╭─ Given information

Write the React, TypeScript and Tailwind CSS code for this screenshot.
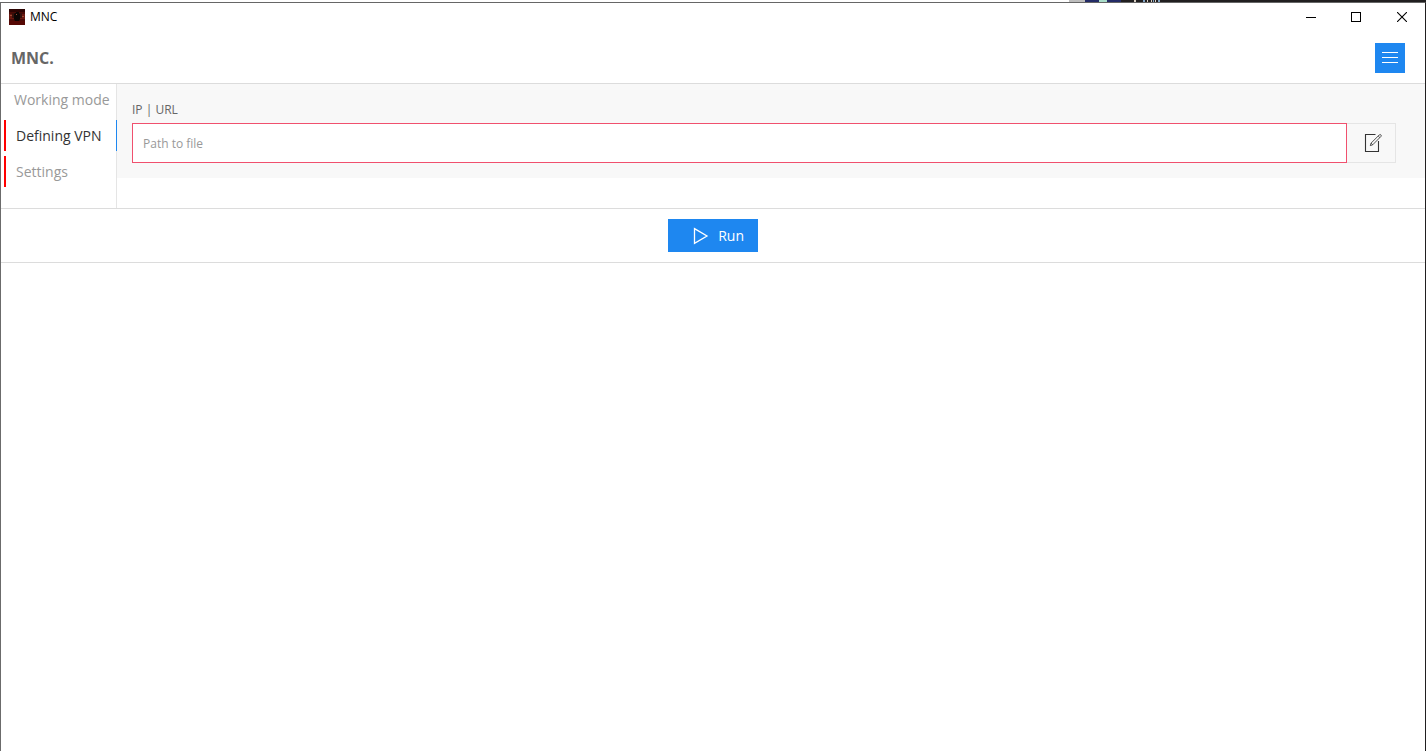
import { useState } from "react";
import clsx from "clsx";

const tabs = [
  { id: "mode", label: "Working mode", invalid: false },
  { id: "vpn", label: "Defining VPN", invalid: true },
  { id: "settings", label: "Settings", invalid: true }
];

function AppIcon() {
  return (
    <svg width="16" height="16" viewBox="0 0 16 16" aria-hidden="true">
      <rect width="16" height="16" fill="#4a0a06" />
      <rect width="16" height="3" fill="#2c0403" />
      <rect y="5" width="16" height="5" fill="#6a1810" />
      <rect y="12" width="16" height="4" fill="#560804" />
      <path d="M3 4h2v5H3zM11 4h2v5h-2z" fill="#35100b" />
      <path d="M6 4h1V3h3v1l1 1v5l-1 2H6l-1-2V5z" fill="#0c0504" />
      <path d="M1 6h2v1H1zM13 7h2v1h-2zM7 5h1v1H7z" fill="#9c4a34" />
    </svg>
  );
}

function MenuIcon() {
  return (
    <svg width="20" height="20" viewBox="0 0 20 20" fill="#fff" aria-hidden="true">
      <rect x="2" y="4" width="16" height="1" />
      <rect x="2" y="9" width="16" height="1" />
      <rect x="2" y="14" width="16" height="1" />
    </svg>
  );
}

function FileEditIcon() {
  return (
    <svg width="20" height="20" viewBox="0 0 20 20" fill="none" stroke="#333" aria-hidden="true">
      <path d="M12.5 1.5h-10v17h13V8" strokeWidth="1.1" />
      <path d="M7.3 12.6l.8-2.5 8.2-8.2a1.05 1.05 0 0 1 1.6 1.6l-8.2 8.3zM8.1 10.1l1.6 1.7M15.2 3l1.6 1.6" strokeWidth=".85" />
    </svg>
  );
}

function PlayIcon() {
  return (
    <svg width="20" height="20" viewBox="0 0 20 20" fill="none" stroke="#fff" strokeWidth="1.3" aria-hidden="true">
      <path d="M4.5 2.6 17 10 4.5 17.4z" />
    </svg>
  );
}

// Sliver of the desktop visible above the window
function DesktopEdge() {
  return (
    <div className="flex h-0.5 justify-end" aria-hidden="true">
      <span className="w-4 bg-[#bdbdbd]" />
      <span className="w-3.5 bg-[#232b66]" />
      <span className="w-2 bg-[#a9ddc9]" />
      <span className="w-3.5 bg-[#232b66]" />
      <span className="w-[305px] bg-[#211f20]">
        <svg className="block" width="60" height="2" viewBox="0 0 60 2">
          <path d="M13 0h2v2h-2zM26 0h1v2h-1zM30 0h1v2h-1zM34 0h1v2h-1z" fill="#d8cfc4" />
          <path d="M22 0h2v2h-2zM32 0h1v2h-1zM37 0h2v2h-2z" fill="#7fa3c4" />
        </svg>
      </span>
    </div>
  );
}

function TitleBar() {
  return (
    <div className="flex h-[30px] items-center justify-between pb-0.5 pl-2">
      <div className="flex items-center gap-[5px] text-xs text-black">
        <AppIcon />
        <span>MNC</span>
      </div>
      <div className="flex">
        <button type="button" aria-label="Minimize" className="flex h-7 w-11 items-center justify-center">
          <svg width="10" height="10" viewBox="0 0 10 10">
            <path d="M0 5h10v1H0z" />
          </svg>
        </button>
        <button type="button" aria-label="Maximize" className="flex h-7 w-[46px] items-center justify-center">
          <svg width="10" height="10" viewBox="0 0 10 10" fill="none" stroke="#000">
            <rect x=".5" y=".5" width="9" height="9" />
          </svg>
        </button>
        <button type="button" aria-label="Close" className="flex h-7 w-[46px] items-center justify-center">
          <svg width="10" height="10" viewBox="0 0 10 10" stroke="#000" strokeWidth="1.1">
            <path d="M0 0l10 10M10 0L0 10" />
          </svg>
        </button>
      </div>
    </div>
  );
}

export default function App() {
  const [active, setActive] = useState("vpn");
  const [path, setPath] = useState("");

  return (
    <div className="flex min-h-screen flex-col bg-white font-['Open_Sans','Noto_Sans',sans-serif] text-[#666]">
      <DesktopEdge />
      <div className="flex-1 border-t border-r border-l border-t-[#666] border-r-[#211f20] border-l-[#6b6b6b]">
        <TitleBar />

        <header className="flex h-[51px] items-center justify-between border-b border-[#dcdcdc] pr-5 pl-2.5">
          <h1 className="text-base font-bold">MNC.</h1>
          <button type="button" aria-label="Menu" className="flex size-[30px] items-center justify-center bg-[#1e87f0]">
            <MenuIcon />
          </button>
        </header>

        <div className="flex h-[125px] border-b border-[#dcdcdc]">
          <nav className="flex w-[116px] shrink-0 flex-col gap-[5px] border-r border-[#e5e5e5] pl-[3px] text-sm">
            {tabs.map((tab) => (
              <button
                key={tab.id}
                type="button"
                onClick={() => setActive(tab.id)}
                className={clsx(
                  "-mr-px h-[31px] border-r pl-2.5 text-left whitespace-nowrap",
                  tab.invalid && "border-l-2 border-l-[#f00]",
                  tab.id === active ? "border-r-[#1e87f0] text-[#333]" : "border-r-[#e5e5e5] text-[#999]"
                )}
              >
                {tab.label}
              </button>
            ))}
          </nav>

          <main className="min-w-0 flex-1">
            <div className="bg-[#f8f8f8] pt-4 pr-[29px] pb-[15px] pl-[15px]">
              <label htmlFor="path" className="block h-[23px] text-xs leading-5">
                IP | URL
              </label>
              <div className="flex h-10">
                <input
                  id="path"
                  type="text"
                  value={path}
                  onChange={(e) => setPath(e.target.value)}
                  placeholder="Path to file"
                  className="min-w-0 flex-1 border border-[#f0506e] bg-white px-2.5 pt-0.5 text-xs placeholder:text-[#999]"
                />
                <button
                  type="button"
                  aria-label="Choose file"
                  className="flex w-[49px] items-center justify-center border border-l-0 border-[#e5e5e5] pl-1"
                >
                  <FileEditIcon />
                </button>
              </div>
            </div>
          </main>
        </div>

        <div className="flex justify-center border-b border-[#dcdcdc] py-2.5">
          <button
            type="button"
            className="flex h-[33px] w-[90px] items-center justify-end gap-2 bg-[#1e87f0] pr-3.5 text-sm text-white"
          >
            <PlayIcon />
            Run
          </button>
        </div>
      </div>
    </div>
  );
}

╰─

Reproduce the data verbatim. Do not carry any picture into the copy.

- Answer to the task -
Write the React, TypeScript and Tailwind CSS code for this screenshot.
import { useState } from "react";
import clsx from "clsx";

const tabs = [
  { id: "mode", label: "Working mode", invalid: false },
  { id: "vpn", label: "Defining VPN", invalid: true },
  { id: "settings", label: "Settings", invalid: true }
];

function AppIcon() {
  return (
    <svg width="16" height="16" viewBox="0 0 16 16" aria-hidden="true">
      <rect width="16" height="16" fill="#4a0a06" />
      <rect width="16" height="3" fill="#2c0403" />
      <rect y="5" width="16" height="5" fill="#6a1810" />
      <rect y="12" width="16" height="4" fill="#560804" />
      <path d="M3 4h2v5H3zM11 4h2v5h-2z" fill="#35100b" />
      <path d="M6 4h1V3h3v1l1 1v5l-1 2H6l-1-2V5z" fill="#0c0504" />
      <path d="M1 6h2v1H1zM13 7h2v1h-2zM7 5h1v1H7z" fill="#9c4a34" />
    </svg>
  );
}

function MenuIcon() {
  return (
    <svg width="20" height="20" viewBox="0 0 20 20" fill="#fff" aria-hidden="true">
      <rect x="2" y="4" width="16" height="1" />
      <rect x="2" y="9" width="16" height="1" />
      <rect x="2" y="14" width="16" height="1" />
    </svg>
  );
}

function FileEditIcon() {
  return (
    <svg width="20" height="20" viewBox="0 0 20 20" fill="none" stroke="#333" aria-hidden="true">
      <path d="M12.5 1.5h-10v17h13V8" strokeWidth="1.1" />
      <path d="M7.3 12.6l.8-2.5 8.2-8.2a1.05 1.05 0 0 1 1.6 1.6l-8.2 8.3zM8.1 10.1l1.6 1.7M15.2 3l1.6 1.6" strokeWidth=".85" />
    </svg>
  );
}

function PlayIcon() {
  return (
    <svg width="20" height="20" viewBox="0 0 20 20" fill="none" stroke="#fff" strokeWidth="1.3" aria-hidden="true">
      <path d="M4.5 2.6 17 10 4.5 17.4z" />
    </svg>
  );
}

// Sliver of the desktop visible above the window
function DesktopEdge() {
  return (
    <div className="flex h-0.5 justify-end" aria-hidden="true">
      <span className="w-4 bg-[#bdbdbd]" />
      <span className="w-3.5 bg-[#232b66]" />
      <span className="w-2 bg-[#a9ddc9]" />
      <span className="w-3.5 bg-[#232b66]" />
      <span className="w-[305px] bg-[#211f20]">
        <svg className="block" width="60" height="2" viewBox="0 0 60 2">
          <path d="M13 0h2v2h-2zM26 0h1v2h-1zM30 0h1v2h-1zM34 0h1v2h-1z" fill="#d8cfc4" />
          <path d="M22 0h2v2h-2zM32 0h1v2h-1zM37 0h2v2h-2z" fill="#7fa3c4" />
        </svg>
      </span>
    </div>
  );
}

function TitleBar() {
  return (
    <div className="flex h-[30px] items-center justify-between pb-0.5 pl-2">
      <div className="flex items-center gap-[5px] text-xs text-black">
        <AppIcon />
        <span>MNC</span>
      </div>
      <div className="flex">
        <button type="button" aria-label="Minimize" className="flex h-7 w-11 items-center justify-center">
          <svg width="10" height="10" viewBox="0 0 10 10">
            <path d="M0 5h10v1H0z" />
          </svg>
        </button>
        <button type="button" aria-label="Maximize" className="flex h-7 w-[46px] items-center justify-center">
          <svg width="10" height="10" viewBox="0 0 10 10" fill="none" stroke="#000">
            <rect x=".5" y=".5" width="9" height="9" />
          </svg>
        </button>
        <button type="button" aria-label="Close" className="flex h-7 w-[46px] items-center justify-center">
          <svg width="10" height="10" viewBox="0 0 10 10" stroke="#000" strokeWidth="1.1">
            <path d="M0 0l10 10M10 0L0 10" />
          </svg>
        </button>
      </div>
    </div>
  );
}

export default function App() {
  const [active, setActive] = useState("vpn");
  const [path, setPath] = useState("");

  return (
    <div className="flex min-h-screen flex-col bg-white font-['Open_Sans','Noto_Sans',sans-serif] text-[#666]">
      <DesktopEdge />
      <div className="flex-1 border-t border-r border-l border-t-[#666] border-r-[#211f20] border-l-[#6b6b6b]">
        <TitleBar />

        <header className="flex h-[51px] items-center justify-between border-b border-[#dcdcdc] pr-5 pl-2.5">
          <h1 className="text-base font-bold">MNC.</h1>
          <button type="button" aria-label="Menu" className="flex size-[30px] items-center justify-center bg-[#1e87f0]">
            <MenuIcon />
          </button>
        </header>

        <div className="flex h-[125px] border-b border-[#dcdcdc]">
          <nav className="flex w-[116px] shrink-0 flex-col gap-[5px] border-r border-[#e5e5e5] pl-[3px] text-sm">
            {tabs.map((tab) => (
              <button
                key={tab.id}
                type="button"
                onClick={() => setActive(tab.id)}
                className={clsx(
                  "-mr-px h-[31px] border-r pl-2.5 text-left whitespace-nowrap",
                  tab.invalid && "border-l-2 border-l-[#f00]",
                  tab.id === active ? "border-r-[#1e87f0] text-[#333]" : "border-r-[#e5e5e5] text-[#999]"
                )}
              >
                {tab.label}
              </button>
            ))}
          </nav>

          <main className="min-w-0 flex-1">
            <div className="bg-[#f8f8f8] pt-4 pr-[29px] pb-[15px] pl-[15px]">
              <label htmlFor="path" className="block h-[23px] text-xs leading-5">
                IP | URL
              </label>
              <div className="flex h-10">
                <input
                  id="path"
                  type="text"
                  value={path}
                  onChange={(e) => setPath(e.target.value)}
                  placeholder="Path to file"
                  className="min-w-0 flex-1 border border-[#f0506e] bg-white px-2.5 pt-0.5 text-xs placeholder:text-[#999]"
                />
                <button
                  type="button"
                  aria-label="Choose file"
                  className="flex w-[49px] items-center justify-center border border-l-0 border-[#e5e5e5] pl-1"
                >
                  <FileEditIcon />
                </button>
              </div>
            </div>
          </main>
        </div>

        <div className="flex justify-center border-b border-[#dcdcdc] py-2.5">
          <button
            type="button"
            className="flex h-[33px] w-[90px] items-center justify-end gap-2 bg-[#1e87f0] pr-3.5 text-sm text-white"
          >
            <PlayIcon />
            Run
          </button>
        </div>
      </div>
    </div>
  );
}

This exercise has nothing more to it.